One of the new blesseds – Bishop Iuliu Hossu of Gherla – was named a cardinal by St. Paul VI in pectore meaning secretly, with publication of his name withheld until 1973. Hossu died in 1970 at the age of 85, after living under house arrest since he was released from prison in 1955.
The pope praised the newly beatified bishops for their “tenacity” in not abandoning their faith and their “readiness to suffer martyrdom,” not with hatred but with meekness.
“The mercy they showed to their tormentors is a prophetic message, for it invites everyone today to conquer anger and resentment by love and forgiveness, and to live the Christian faith with consistency and courage,” he said.
Liberty Field, once a symbol of oppression and persecution, now “evokes the unity of your people, which is found in the diversity of its religious expressions,” Francis said.
The Orthodox, Protestant and Roman or Greek Catholic communities have not always gotten along during the course of Romania’s history. Still today, tensions remain between the Orthodox and Greek Catholic communities here.
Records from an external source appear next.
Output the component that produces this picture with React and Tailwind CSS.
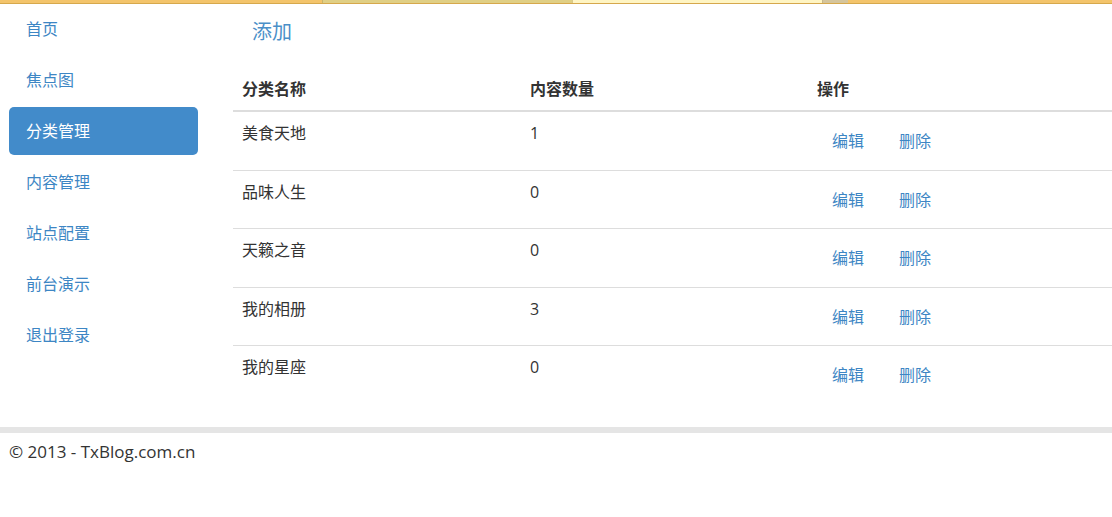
import React from 'react';

const navItems = ['首页', '焦点图', '分类管理', '内容管理', '站点配置', '前台演示', '退出登录'];

const rows = [
  { name: '美食天地', count: 1 },
  { name: '品味人生', count: 0 },
  { name: '天籁之音', count: 0 },
  { name: '我的相册', count: 3 },
  { name: '我的星座', count: 0 },
];

export default function App() {
  return (
    <div
      className="w-[1112px] min-h-[517px] bg-white text-[#333] text-[16px]"
      style={{ fontFamily: '"Open Sans", "Noto Sans CJK SC", sans-serif' }}
    >
      {/* Top strip */}
      <div className="flex h-[4px] border-b border-[#d6a84c]">
        <div className="w-[322px] bg-[#f3c46b]" />
        <div className="w-[250px] bg-[#e0cf85] border-l border-[#c9b46a]" />
        <div className="w-[250px] bg-[#fff5c3] border-l border-[#d9c98a]" />
        <div className="w-[26px] bg-[#d5c59c] border-l border-[#c7b789]" />
        <div className="flex-1 bg-[#f3c46b]" />
      </div>

      <div className="flex">
        {/* Sidebar */}
        <div className="w-[198px] pl-[9px] pt-[1px] flex flex-col gap-[3px]">
          {navItems.map((item) => (
            <a
              key={item}
              className={`h-[48px] flex items-center px-[17px] rounded-[5px] leading-[24px] ${
                item === '分类管理' ? 'bg-[#428bca] text-white' : 'text-[#3d86c4]'
              }`}
            >
              {item}
            </a>
          ))}
        </div>

        {/* Main */}
        <div className="flex-1 ml-[35px]">
          <div className="mt-[14px] pl-[19px] text-[20px] leading-[28px] text-[#4a8fc8]">添加</div>

          <div className="mt-[31px] grid grid-cols-[288px_287px_1fr] border-b-2 border-[#dddddd] pb-[9px] font-bold leading-[24px]">
            <div className="pl-[9px]">分类名称</div>
            <div className="pl-[9px]">内容数量</div>
            <div className="pl-[9px]">操作</div>
          </div>

          {rows.map((row, i) => (
            <div
              key={row.name}
              className={`grid grid-cols-[288px_287px_1fr] h-[58.5px] leading-[24px] ${
                i < rows.length - 1 ? 'border-b border-[#dddddd]' : ''
              }`}
            >
              <div className="pl-[9px] pt-[9px]">{row.name}</div>
              <div className="pl-[9px] pt-[9px]">{row.count}</div>
              <div className="pl-[9px] pt-[17px] flex items-start gap-[5px]">
                <button className="px-[15px] leading-[24px] text-[#3d86c4]">编辑</button>
                <button className="px-[15px] leading-[24px] text-[#3d86c4]">删除</button>
              </div>
            </div>
          ))}
        </div>
      </div>

      {/* Footer */}
      <div className="mt-[22px] border-t-[6px] border-[#e5e5e5] pt-[7px] pl-[9px] leading-[24px] text-[17px] text-[#333]">
        © 2013 - TxBlog.com.cn
      </div>
    </div>
  );
}
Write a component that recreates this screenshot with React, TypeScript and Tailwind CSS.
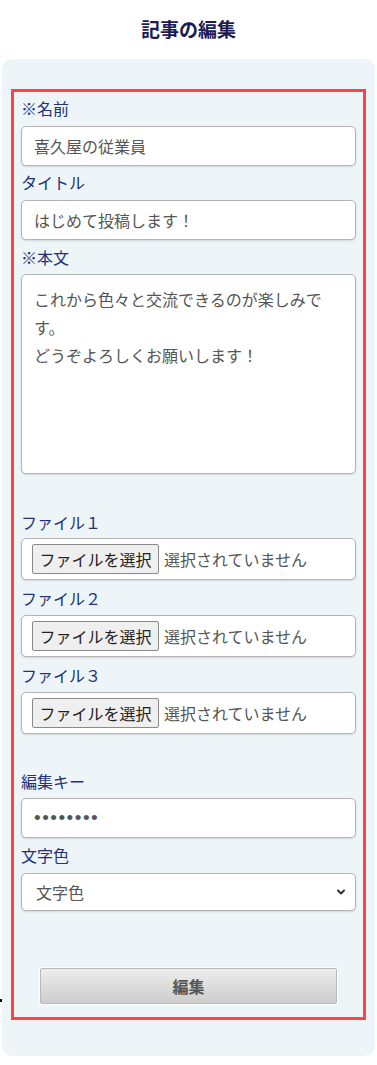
import { ChevronDown } from "lucide-react";

const jp = "font-['Noto_Sans_CJK_JP','Noto_Sans',sans-serif]";

const boxCls =
  "block w-full rounded-[5px] border border-[#b4b4b4] bg-white text-[16px] text-[#555] shadow-[0_1px_2px_rgba(0,0,0,0.12)] outline-none";

function Label({ text, className = "" }: { text: string; className?: string }) {
  return (
    <div className={`h-6 text-[16px] leading-6 text-[#23307a] ${className}`}>
      {text}
    </div>
  );
}

function FileField() {
  return (
    <div className={`${boxCls} flex h-[42px] items-center gap-[5px] pl-[10px]`}>
      <span className="flex h-[30px] w-[127px] items-center justify-center rounded-[2px] border border-[#8a8a8a] bg-[#efefef] text-[16px] text-[#222]">
        ファイルを選択
      </span>
      <span className="text-[16px] text-[#555]">選択されていません</span>
    </div>
  );
}

export default function App() {
  return (
    <div className={`relative min-h-[1065px] bg-white ${jp}`}>
      {/* page title */}
      <h1 className="flex h-[59px] items-center justify-center text-[19px] font-bold text-[#1b1c56]">
        記事の編集
      </h1>

      {/* stray dot at left edge */}
      <span className="absolute left-0 top-[999px] h-[3px] w-[2px] bg-black" />

      <div className="mx-[2px] rounded-[10px] bg-[#edf5f9] px-[9px] pb-[36px] pt-[30px]">
        <form className="border-[3px] border-[#ff4242] px-[7px] pb-[13px] pt-[4px]">
          <Label text="※名前" />
          <input
            className={`${boxCls} mt-[6px] h-10 px-3`}
            defaultValue="喜久屋の従業員"
          />

          <Label text="タイトル" className="mt-[4px]" />
          <input
            className={`${boxCls} mt-[6px] h-10 px-3`}
            defaultValue="はじめて投稿します！"
          />

          <Label text="※本文" className="mt-[5px]" />
          <textarea
            className={`${boxCls} mt-[5px] h-[200px] resize-none pl-3 pr-5 pt-[10px] leading-7`}
            defaultValue={"これから色々と交流できるのが楽しみです。\nどうぞよろしくお願いします！"}
          />

          <Label text="ファイル１" className="mt-[36px]" />
          <div className="mt-[4px]">
            <FileField />
          </div>

          <Label text="ファイル２" className="mt-[6px]" />
          <div className="mt-[5px]">
            <FileField />
          </div>

          <Label text="ファイル３" className="mt-[6px]" />
          <div className="mt-[5px]">
            <FileField />
          </div>

          <Label text="編集キー" className="mt-[35px]" />
          <input
            type="password"
            className={`${boxCls} mt-[5px] h-10 px-3 font-['Liberation_Sans',sans-serif] text-[19px] tracking-[1.5px] text-[#333]`}
            defaultValue="12345678"
          />

          <Label text="文字色" className="mt-[5px]" />
          <div className="relative mt-[6px]">
            <select className={`${boxCls} h-[38px] appearance-none pl-[14px]`}>
              <option>文字色</option>
            </select>
            <ChevronDown
              className="pointer-events-none absolute right-[9px] top-[13px] h-[12px] w-[12px] text-[#333]"
              strokeWidth={4}
            />
          </div>

          <div className="mt-[57px] flex justify-center">
            <button
              type="button"
              className="h-9 w-[297px] rounded-[2px] border border-[#b9b9b9] bg-gradient-to-b from-[#ededed] to-[#cdcdcd] text-[16px] font-semibold text-[#555] shadow-[0_0_0_1px_#ffffff]"
            >
              編集
            </button>
          </div>
        </form>
      </div>
    </div>
  );
}
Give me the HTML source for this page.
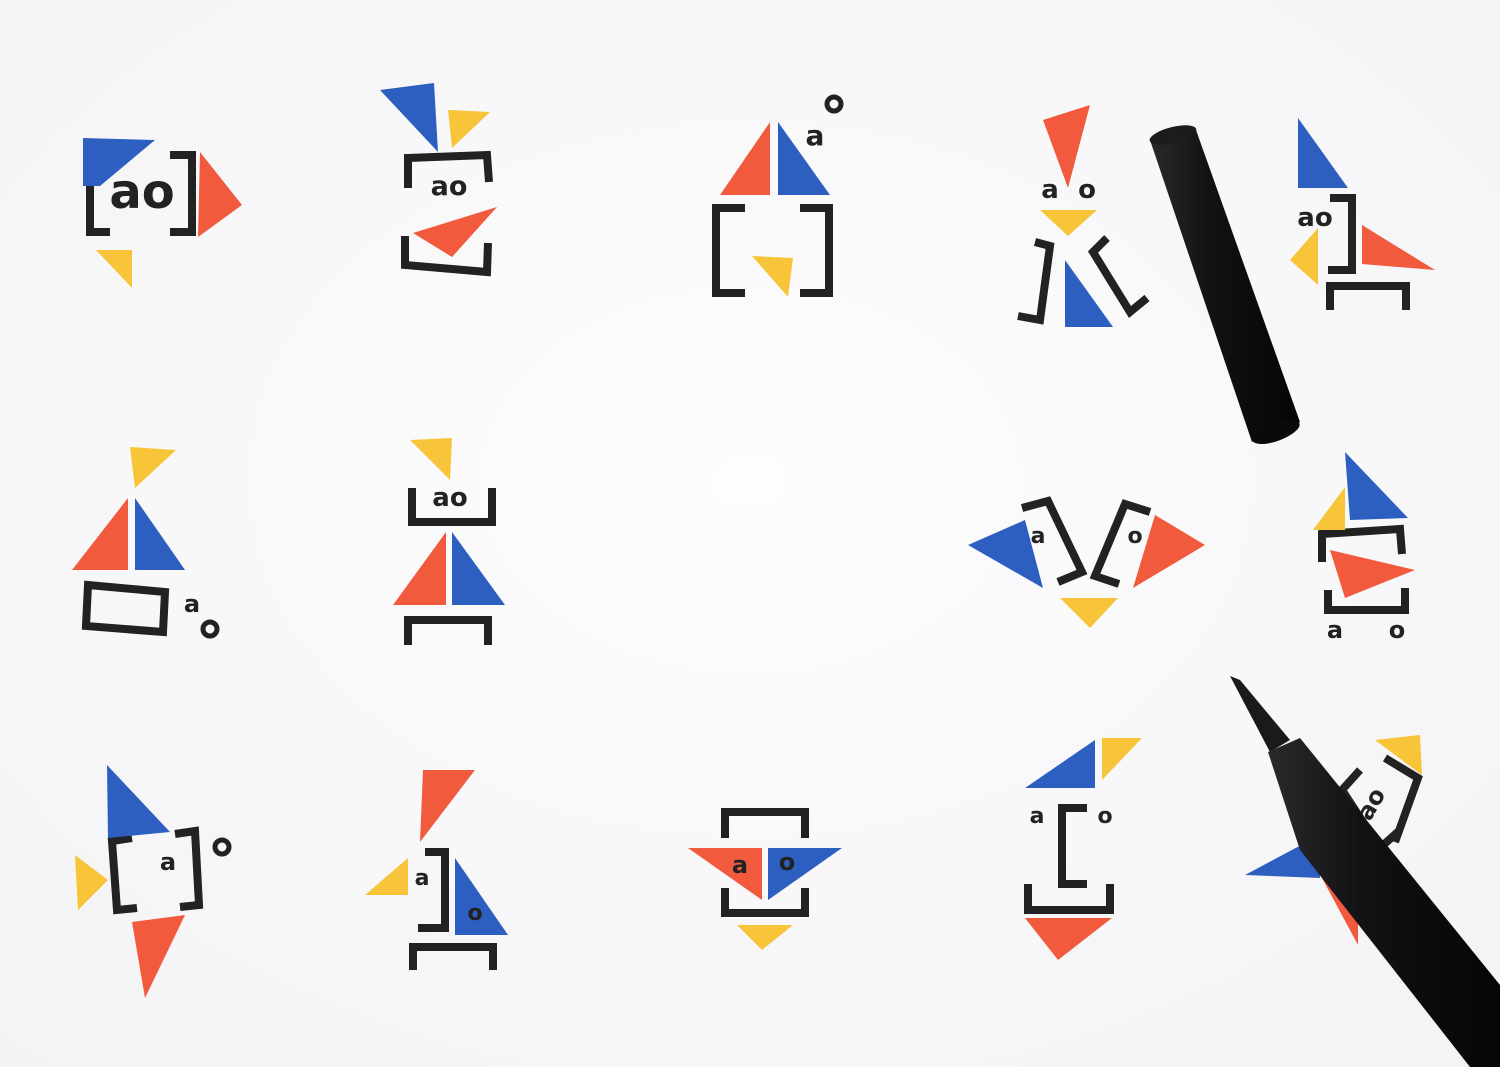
<!DOCTYPE html>
<html><head><meta charset="utf-8"><style>
html,body{margin:0;padding:0;background:#f9f9fa;}
svg{display:block}
text{font-family:"DejaVu Sans","Liberation Sans",sans-serif;font-weight:bold;fill:#222}
</style></head><body>
<svg width="1500" height="1067" viewBox="0 0 1500 1067" xmlns="http://www.w3.org/2000/svg">
<defs>
<radialGradient id="bg" cx="50%" cy="45%" r="75%"><stop offset="0" stop-color="#fdfdfe"/><stop offset="1" stop-color="#f3f3f5"/></radialGradient>
<linearGradient id="cap" x1="0" y1="0" x2="1" y2="0"><stop offset="0" stop-color="#2a2a2c"/><stop offset="0.4" stop-color="#121214"/><stop offset="1" stop-color="#050505"/></linearGradient>
</defs>
<rect width="1500" height="1067" fill="url(#bg)"/>
<g fill="none" stroke="#222" stroke-width="8" stroke-linejoin="miter">
<polyline points="110,155 90,155 90,232 110,232"/>
<polyline points="170,155 192,155 192,232 170,232"/>
<polyline points="408,188 408,158 487,155 489,182"/>
<polyline points="405,236 405,265 487,272 488,243"/>
<polyline points="745,208 716,208 716,293 745,293"/>
<polyline points="800,208 829,208 829,293 800,293"/>
<polyline points="1035,242 1050,246 1040,320 1018,316"/>
<polyline points="1107,238 1093,252 1130,312 1147,298"/>
<polyline points="1330,198 1352,198 1352,270 1328,270"/>
<polyline points="1330,310 1330,286 1406,286 1406,310"/>
<polygon points="88,585 165,592 163,632 86,626"/>
<polyline points="412,488 412,522 492,522 492,488"/>
<polyline points="408,645 408,620 488,620 488,645"/>
<polyline points="1022,508 1048,501 1082,572 1058,582"/>
<polyline points="1150,512 1125,504 1095,576 1119,584"/>
<polyline points="1322,562 1322,534 1400,529 1402,554"/>
<polyline points="1328,590 1328,610 1405,610 1405,588"/>
<polyline points="132,838 112,841 117,910 137,908"/>
<polyline points="175,834 195,831 199,905 180,907"/>
<polyline points="425,852 445,852 445,928 418,928"/>
<polyline points="413,970 413,947 493,947 493,970"/>
<polyline points="725,838 725,812 805,812 805,838"/>
<polyline points="725,888 725,913 805,913 805,888"/>
<polyline points="1087,808 1062,808 1062,884 1087,884"/>
<polyline points="1028,884 1028,910 1110,910 1110,884"/>
<polyline points="1360,770 1342,790 1380,848 1400,830"/>
<polyline points="1385,758 1418,778 1395,842"/>
<circle cx="834" cy="104" r="7" stroke-width="5"/>
<circle cx="210" cy="629" r="7" stroke-width="5"/>
<circle cx="222" cy="847" r="7" stroke-width="5"/>
</g>
<g fill="#f25a3e">
<polygon points="200,152 242,205 198,237"/>
<polygon points="413,233 497,207 452,257"/>
<polygon points="720,195 770,122 770,195"/>
<polygon points="1043,120 1090,105 1068,188"/>
<polygon points="1362,225 1362,264 1435,270"/>
<polygon points="72,570 128,498 128,570"/>
<polygon points="393,605 446,532 446,605"/>
<polygon points="1155,515 1205,545 1133,588"/>
<polygon points="1330,550 1415,570 1345,598"/>
<polygon points="132,922 185,915 145,998"/>
<polygon points="423,770 475,770 420,842"/>
<polygon points="688,848 762,848 762,900"/>
<polygon points="1025,918 1112,918 1058,960"/>
<polygon points="1322,878 1358,878 1358,945"/>
</g>
<g fill="#2d5fc0">
<polygon points="83,138 155,140 100,186 83,186"/>
<polygon points="380,90 434,83 438,152"/>
<polygon points="778,122 778,195 830,195"/>
<polygon points="1065,260 1065,327 1113,327"/>
<polygon points="1298,118 1298,188 1348,188"/>
<polygon points="135,498 135,570 185,570"/>
<polygon points="452,532 452,605 505,605"/>
<polygon points="968,545 1025,520 1043,588"/>
<polygon points="1345,452 1408,518 1350,520"/>
<polygon points="107,765 108,838 170,832"/>
<polygon points="455,858 455,935 508,935"/>
<polygon points="768,848 842,848 768,900"/>
<polygon points="1025,788 1095,740 1095,788"/>
<polygon points="1245,875 1320,835 1320,878"/>
</g>
<g fill="#f8c43a">
<polygon points="96,250 132,250 132,288"/>
<polygon points="448,110 490,112 452,148"/>
<polygon points="752,256 793,258 788,297"/>
<polygon points="1040,210 1097,210 1068,236"/>
<polygon points="1290,260 1318,228 1318,285"/>
<polygon points="130,447 176,450 135,488"/>
<polygon points="410,440 452,438 450,480"/>
<polygon points="1060,598 1118,598 1090,628"/>
<polygon points="1313,530 1345,487 1345,530"/>
<polygon points="75,855 108,880 78,910"/>
<polygon points="365,895 408,858 408,895"/>
<polygon points="737,925 793,925 762,950"/>
<polygon points="1102,738 1142,738 1102,780"/>
<polygon points="1375,740 1420,735 1422,775"/>
</g>
<text x="142" y="208" font-size="48" text-anchor="middle">ao</text>
<text x="449" y="195" font-size="27" text-anchor="middle">ao</text>
<text x="815" y="145" font-size="28" text-anchor="middle">a</text>
<text x="1050" y="198" font-size="26" text-anchor="middle">a</text>
<text x="1087" y="198" font-size="26" text-anchor="middle">o</text>
<text x="1315" y="226" font-size="26" text-anchor="middle">ao</text>
<text x="192" y="612" font-size="24" text-anchor="middle">a</text>
<text x="450" y="506" font-size="26" text-anchor="middle">ao</text>
<text x="1038" y="543" font-size="22" text-anchor="middle">a</text>
<text x="1135" y="543" font-size="22" text-anchor="middle">o</text>
<text x="1335" y="638" font-size="24" text-anchor="middle">a</text>
<text x="1397" y="638" font-size="24" text-anchor="middle">o</text>
<text x="168" y="870" font-size="24" text-anchor="middle">a</text>
<text x="422" y="885" font-size="22" text-anchor="middle">a</text>
<text x="475" y="920" font-size="22" text-anchor="middle">o</text>
<text x="740" y="873" font-size="24" text-anchor="middle">a</text>
<text x="787" y="870" font-size="24" text-anchor="middle">o</text>
<text x="1037" y="823" font-size="22" text-anchor="middle">a</text>
<text x="1105" y="823" font-size="22" text-anchor="middle">o</text>
<text x="1378" y="808" font-size="24" text-anchor="middle" transform="rotate(-60 1378 808)">ao</text>
<polygon points="1150,140 1196,130 1300,422 1252,442" fill="url(#cap)"/>
<ellipse cx="1173" cy="135" rx="24" ry="8" fill="#1c1c1e" transform="rotate(-14 1173 135)"/>
<ellipse cx="1276" cy="432" rx="25" ry="9" fill="#0a0a0a" transform="rotate(-20 1276 432)"/>
<polygon points="1230,676 1240,680 1290,740 1270,752" fill="#1a1a1a"/>
<polygon points="1268,752 1300,738 1500,985 1500,1067 1470,1067 1300,850" fill="url(#cap)"/>
</svg>
</body></html>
But in this land “of martyrdom, freedom and mercy,” the pope called for a “fraternity of blood” that is not based on anger and resentment, but dialogue and forgiveness.
“May you be witnesses of freedom and mercy, allowing fraternity and dialogue to prevail over divisions, and fostering the fraternity of blood that arose in the period of suffering, when Christians, historically divided, drew closer and more united to one another,” he said.